Revelação do Europeu
Há 40 anos, ao entardecer, quem
estivesse atento ao movimento de peões juvenis, ali nas imediações da fábrica
da cerveja, em Coimbra, quase à entrada de um lugar chamado Pedrulha, teria visto
a equipa do Casal Ferrão, cheia de nervos e de esperança, a dirigir-se para o
campinho do Loreto, logo a seguir à cancela da passagem de nível. O mais velho
de nós tinha 14 anos, o mais novo andaria pelos 9. Éramos sportinguistas ou
benfiquistas, ainda mal se falava do F.C. Porto (embora os azuis & brancos
tivessem ficado em 2.º lugar no campeonato, logo atrás do Benfica e à frente do
Sporting e do Boavista). Nesse ano, o Bayern de Munique sagrou-se vencedor da
taça dos clubes campeões europeus (ganhou por 4-0 ao Atlético de Madrid) e a
selecção da – já falecida – Checoslováquia deveio campeã europeia de futebol.

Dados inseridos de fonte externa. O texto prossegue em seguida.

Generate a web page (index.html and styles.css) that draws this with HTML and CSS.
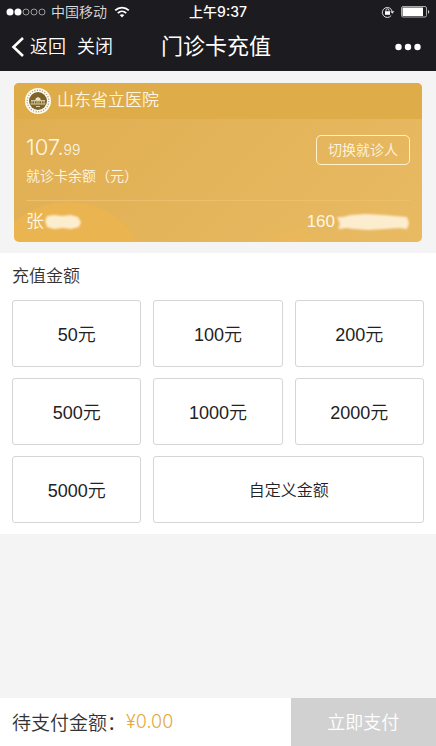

Quando chegámos ao Loreto, já os outros
estavam a jogar ruidosamente entre si. Calaram-se quando nos viram e
percebemos, nos rostos fechados de súbito, aquele brilho de ferocidade que é
costume apreciarmos nas feras do National
Geographic. Fez de árbitro um jovem adulto do bairro deles, que usava um
buço desesperado e coxeava desde a nascença.
O início do jogo custou-me muito, pois
eu sentia excessivamente o peso da responsabilidade, e tamanha era a tremideira
que, nos primeiros minutos, as pernas não me obedeciam e os meus companheiros
de equipa, por diversas vezes, tiveram de dirigir-me instruções
técnico-tácticas misturadas com insultos à minha mãe.
Ganhámos (talvez por 10-9). O jogo só
acabou noite adentro, porque os do Loreto não queriam que terminasse sem,
antes, conseguirem a vantagem. Regressámos ao Casal Ferrão a grande velocidade,
corridos à pedrada – e até o árbitro, que só discretamente nos roubara durante
a partida, se associou à violência.
Em casa, as mães vociferaram pelo
atraso e o suor dos filhos, o pai do Luís confiscou-lhe a bola (alegadamente
para sempre) e o Matos garantiu que, quando eles viessem jogar ao nosso campo,
levariam porrada de criar bicho.
Depois, passou-se muita coisa e, por respeito
à paciência leitora, apenas direi que aqui estou, no ano da graça de 2016,
sentadinho à frente da televisão, no Café da vila, a ouvir o hino de Portugal,
pronto para 90 minutos decisivos. Sinto o mesmo nervosismo do rapazito do Casal
Ferrão que, face à responsabilidade do momento, tem o vertiginoso medo de
falhar, ainda por cima contra os gajos do Loreto (ou da Áustria, ou da
Islândia, ou da Hungria).
Passa-se tudo no mesmo lugar, que é o
meu coração.
Ribeira de Pena, 20 de Junho de 2016.
Joaquim Jorge Carvalho
[Esta crónica foi publicada no
semanário O Ribatejo, edição de
23-06-2016.]
2 comentários:
Li e reli e voltei a reler este teu texto, que poria de olhos fechados no restrito grupo dos mais belos e (como hei-de dizer?) completos que já vi. Muitos escrevem bonitas páginas sobre outros temas, mas quantos se dignarão elevar um jogo de putos a este nível literário e filosófico? Poucos destes putos suados se tornam escritores, e os que se tornam não costumam fazer das suas pulsões de pré-adolescente um tema literário. Tu fizeste-o de uma maneira (para mim) arrebatadora. Grande golo, JJ!
Obrigado, grande Paulo, pela tua amizade e generosidade. São - ambas - um privilégio. Abraço!